Ultimately the theme for this Sunday is compassion, becoming better people through compassion for self and others. The compassion of God that sought out humanity with a deep desire to be One with us. The compassion of God who loves us so deeply that God comes to us in our lives, in the faces and actions of people who care for us. In the faces and actions of people who challenge us to see ourselves as we are. In the faces and actions of people who reach out to others with compassion. God’s compassion lives in the images we have of Mary, the mother of Jesus – images of both vulnerability and great strength as she took on the challenge to birth God into this world. God’s compassion lives in John the Baptist who calls people to look carefully at their lives and prepare a place for God to come. God’s compassion lives of course in the life of Jesus who shows us the way to love one another with humility not judgment.

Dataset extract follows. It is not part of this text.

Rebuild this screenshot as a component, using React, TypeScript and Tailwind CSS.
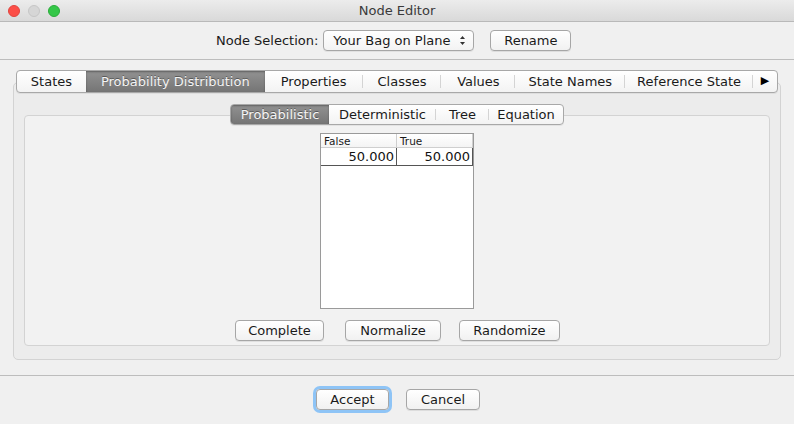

On this third Sunday of Advent we are called to make a place in our lives, in our hearts, in our beings, for the love of God to reside. A place where God can come to us in a new way. We are called to take the time to prepare this place in our beings, through prayer, through worship, through our relationships with one another. And when the place in us is ready, God will come.

God coming to us is a journey, not something that happens just once. God comes to us anew over and over as we make a place for God in our lives. Advent is a season that reminds us to take the time to make room for God, to find a way to quiet our lives and invite God in, over and over. And each time we do this God will come again and our wounds will be healed, our hope restored, and our lives made whole again.

Comments

revabi said…
mompriest, I am a matrix fan. My hubby is not.

Merry Christmas and Happy New year.
Glad you are part of the revgalblogpals.

Hope the baptism goes well Sunday.
Mary Beth said…
I love this!

Praying for your continued recovery!!